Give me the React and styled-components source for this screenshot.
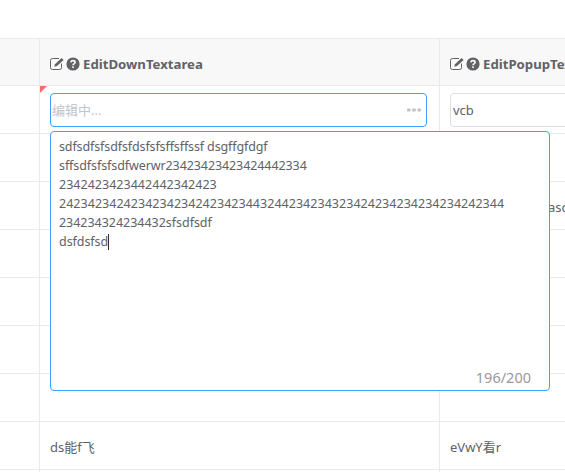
import React from 'react';
import styled, { createGlobalStyle } from 'styled-components';

const Global = createGlobalStyle`
  * { box-sizing: border-box; }
  body {
    margin: 0;
    background: #fff;
    color: #606266;
    font: 13px/18px "Noto Sans", "Noto Sans CJK SC", sans-serif;
    overflow: hidden;
  }
`;

const Page = styled.div`
  width: 565px;
  height: 472px;
  padding-top: 38px;
  overflow: hidden;
`;

const Grid = styled.div`
  border-top: 1px solid #e8eaec;
  width: 840px;
`;

const Row = styled.div`
  display: grid;
  grid-template-columns: 40px 400px 400px;
  height: ${(p) => p.$height || 48}px;
  background: ${(p) => (p.$head ? '#f8f8f9' : '#fff')};
`;

const Cell = styled.div`
  position: relative;
  display: flex;
  align-items: center;
  padding: ${(p) => p.$top || 0}px 12px 0 ${(p) => p.$left || 10}px;
  border-right: 1px solid #e8eaec;
  border-bottom: 1px solid #e8eaec;
  white-space: nowrap;
`;

const Title = styled.span`
  font-size: 13.2px;
  font-weight: 700;
  margin-left: 3px;
`;

const Dirty = styled.i`
  position: absolute;
  left: 0;
  top: 0;
  border-top: 7px solid #f56c6c;
  border-right: 7px solid transparent;
`;

const Input = styled.div`
  display: flex;
  align-items: center;
  justify-content: space-between;
  flex: 1;
  height: 34px;
  padding: 1px 5px 0 ${(p) => (p.$active ? 1 : 2)}px;
  border: 1px solid ${(p) => (p.$active ? '#409eff' : '#dcdfe6')};
  border-radius: 4px;
  background: #fff;
`;

const Placeholder = styled.span`
  color: #c0c4cc;
`;

const Panel = styled.div`
  position: absolute;
  left: 10px;
  top: 45px;
  z-index: 2;
  width: 500px;
  height: 260px;
  border: 1px solid #409eff;
  border-radius: 4px;
  background: #fff;
  padding: 5px 8px;
  font-size: 12.5px;
`;

const Line = styled.div`
  height: 19px;
  line-height: 19px;
  letter-spacing: ${(p) => p.$spacing || 0}px;
`;

const Caret = styled.span`
  display: inline-block;
  width: 1px;
  height: 16px;
  background: #303133;
  vertical-align: -4px;
`;

const Counter = styled.div`
  position: absolute;
  right: 18px;
  bottom: 3px;
  color: #999;
  font-size: 14.5px;
  line-height: 19px;
`;

const Svg = styled.svg`
  display: block;
  flex: none;
`;

const EditIcon = () => (
  <Svg width="15" height="14" viewBox="0 0 15 14" fill="none">
    <path d="M9 1.5H2.5Q.5 1.5 .5 3.5V10.5Q.5 12.5 2.5 12.5H9.5Q11.5 12.5 11.5 10.5V6.5" stroke="#606266" />
    <path d="M4.2 9.8L5 7.2L11.5 1L13.6 3L7 9.1Z" fill="#606266" />
  </Svg>
);

const HelpIcon = () => (
  <Svg width="15" height="14" viewBox="0 0 15 14" fill="none">
    <circle cx="8" cy="7" r="6.6" fill="#606266" />
    <path d="M5.9 5.3Q6.1 3.6 8 3.6Q10.1 3.6 10.1 5.2Q10.1 6.1 9 6.7Q8 7.2 8 8.3" stroke="#f8f8f9" strokeWidth="1.6" />
    <path d="M7.2 9.3H8.8V10.9H7.2Z" fill="#f8f8f9" />
  </Svg>
);

const MoreIcon = () => (
  <Svg width="14" height="4" viewBox="0 0 14 4" fill="#c0c4cc">
    <rect x="0" y=".5" width="3.6" height="3" rx=".8" />
    <rect x="5.2" y=".5" width="3.6" height="3" rx=".8" />
    <rect x="10.4" y=".5" width="3.6" height="3" rx=".8" />
  </Svg>
);

const lines = [
  ['sdfsdfsfsdfsfdsfsfsffsffssf dsgffgfdgf', -0.12],
  ['sffsdfsfsfsdfwerwr23423423423424442334', -0.09],
  ['2342423423442442342423', 0.02],
  ['24234234242342342342423423443244234234323424234234234234242344', 0.03],
  ['234234324234432sfsdfsdf', -0.03],
  ['dsfdsfsd', -0.06],
];

const rows = [
  { down: '', popup: '' },
  { down: '', popup: 'asd', indent: 108 },
  { down: '', popup: '' },
  { down: '', popup: '' },
  { down: '', popup: '' },
  { down: '', popup: '' },
  { down: 'ds能f飞', popup: 'eVwY看r' },
  { down: '', popup: '' },
];

export default function App() {
  return (
    <Page>
      <Global />
      <Grid>
        <Row $head $height={47}>
          <Cell />
          <Cell $top={4}><EditIcon /><HelpIcon /><Title>EditDownTextarea</Title></Cell>
          <Cell $top={4}><EditIcon /><HelpIcon /><Title>EditPopupTextarea</Title></Cell>
        </Row>
        <Row>
          <Cell />
          <Cell>
            <Dirty />
            <Input $active><Placeholder>编辑中...</Placeholder><MoreIcon /></Input>
            <Panel>
              {lines.map(([text, spacing], i) => (
                <Line key={text} $spacing={spacing}>
                  {text}{i === lines.length - 1 && <Caret />}
                </Line>
              ))}
              <Counter>196/200</Counter>
            </Panel>
          </Cell>
          <Cell><Input>vcb</Input></Cell>
        </Row>
        {rows.map(({ down, popup, indent }, i) => (
          <Row key={i}>
            <Cell />
            <Cell $top={2}>{down}</Cell>
            <Cell $top={2} $left={indent}>{popup}</Cell>
          </Row>
        ))}
      </Grid>
    </Page>
  );
}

> _THE EXERCISE_:
Write out the whole listing exactly, and drop the pictures.

> _SOLUTION TO THIS TASK_:
Give me the React and styled-components source for this screenshot.
import React from 'react';
import styled, { createGlobalStyle } from 'styled-components';

const Global = createGlobalStyle`
  * { box-sizing: border-box; }
  body {
    margin: 0;
    background: #fff;
    color: #606266;
    font: 13px/18px "Noto Sans", "Noto Sans CJK SC", sans-serif;
    overflow: hidden;
  }
`;

const Page = styled.div`
  width: 565px;
  height: 472px;
  padding-top: 38px;
  overflow: hidden;
`;

const Grid = styled.div`
  border-top: 1px solid #e8eaec;
  width: 840px;
`;

const Row = styled.div`
  display: grid;
  grid-template-columns: 40px 400px 400px;
  height: ${(p) => p.$height || 48}px;
  background: ${(p) => (p.$head ? '#f8f8f9' : '#fff')};
`;

const Cell = styled.div`
  position: relative;
  display: flex;
  align-items: center;
  padding: ${(p) => p.$top || 0}px 12px 0 ${(p) => p.$left || 10}px;
  border-right: 1px solid #e8eaec;
  border-bottom: 1px solid #e8eaec;
  white-space: nowrap;
`;

const Title = styled.span`
  font-size: 13.2px;
  font-weight: 700;
  margin-left: 3px;
`;

const Dirty = styled.i`
  position: absolute;
  left: 0;
  top: 0;
  border-top: 7px solid #f56c6c;
  border-right: 7px solid transparent;
`;

const Input = styled.div`
  display: flex;
  align-items: center;
  justify-content: space-between;
  flex: 1;
  height: 34px;
  padding: 1px 5px 0 ${(p) => (p.$active ? 1 : 2)}px;
  border: 1px solid ${(p) => (p.$active ? '#409eff' : '#dcdfe6')};
  border-radius: 4px;
  background: #fff;
`;

const Placeholder = styled.span`
  color: #c0c4cc;
`;

const Panel = styled.div`
  position: absolute;
  left: 10px;
  top: 45px;
  z-index: 2;
  width: 500px;
  height: 260px;
  border: 1px solid #409eff;
  border-radius: 4px;
  background: #fff;
  padding: 5px 8px;
  font-size: 12.5px;
`;

const Line = styled.div`
  height: 19px;
  line-height: 19px;
  letter-spacing: ${(p) => p.$spacing || 0}px;
`;

const Caret = styled.span`
  display: inline-block;
  width: 1px;
  height: 16px;
  background: #303133;
  vertical-align: -4px;
`;

const Counter = styled.div`
  position: absolute;
  right: 18px;
  bottom: 3px;
  color: #999;
  font-size: 14.5px;
  line-height: 19px;
`;

const Svg = styled.svg`
  display: block;
  flex: none;
`;

const EditIcon = () => (
  <Svg width="15" height="14" viewBox="0 0 15 14" fill="none">
    <path d="M9 1.5H2.5Q.5 1.5 .5 3.5V10.5Q.5 12.5 2.5 12.5H9.5Q11.5 12.5 11.5 10.5V6.5" stroke="#606266" />
    <path d="M4.2 9.8L5 7.2L11.5 1L13.6 3L7 9.1Z" fill="#606266" />
  </Svg>
);

const HelpIcon = () => (
  <Svg width="15" height="14" viewBox="0 0 15 14" fill="none">
    <circle cx="8" cy="7" r="6.6" fill="#606266" />
    <path d="M5.9 5.3Q6.1 3.6 8 3.6Q10.1 3.6 10.1 5.2Q10.1 6.1 9 6.7Q8 7.2 8 8.3" stroke="#f8f8f9" strokeWidth="1.6" />
    <path d="M7.2 9.3H8.8V10.9H7.2Z" fill="#f8f8f9" />
  </Svg>
);

const MoreIcon = () => (
  <Svg width="14" height="4" viewBox="0 0 14 4" fill="#c0c4cc">
    <rect x="0" y=".5" width="3.6" height="3" rx=".8" />
    <rect x="5.2" y=".5" width="3.6" height="3" rx=".8" />
    <rect x="10.4" y=".5" width="3.6" height="3" rx=".8" />
  </Svg>
);

const lines = [
  ['sdfsdfsfsdfsfdsfsfsffsffssf dsgffgfdgf', -0.12],
  ['sffsdfsfsfsdfwerwr23423423423424442334', -0.09],
  ['2342423423442442342423', 0.02],
  ['24234234242342342342423423443244234234323424234234234234242344', 0.03],
  ['234234324234432sfsdfsdf', -0.03],
  ['dsfdsfsd', -0.06],
];

const rows = [
  { down: '', popup: '' },
  { down: '', popup: 'asd', indent: 108 },
  { down: '', popup: '' },
  { down: '', popup: '' },
  { down: '', popup: '' },
  { down: '', popup: '' },
  { down: 'ds能f飞', popup: 'eVwY看r' },
  { down: '', popup: '' },
];

export default function App() {
  return (
    <Page>
      <Global />
      <Grid>
        <Row $head $height={47}>
          <Cell />
          <Cell $top={4}><EditIcon /><HelpIcon /><Title>EditDownTextarea</Title></Cell>
          <Cell $top={4}><EditIcon /><HelpIcon /><Title>EditPopupTextarea</Title></Cell>
        </Row>
        <Row>
          <Cell />
          <Cell>
            <Dirty />
            <Input $active><Placeholder>编辑中...</Placeholder><MoreIcon /></Input>
            <Panel>
              {lines.map(([text, spacing], i) => (
                <Line key={text} $spacing={spacing}>
                  {text}{i === lines.length - 1 && <Caret />}
                </Line>
              ))}
              <Counter>196/200</Counter>
            </Panel>
          </Cell>
          <Cell><Input>vcb</Input></Cell>
        </Row>
        {rows.map(({ down, popup, indent }, i) => (
          <Row key={i}>
            <Cell />
            <Cell $top={2}>{down}</Cell>
            <Cell $top={2} $left={indent}>{popup}</Cell>
          </Row>
        ))}
      </Grid>
    </Page>
  );
}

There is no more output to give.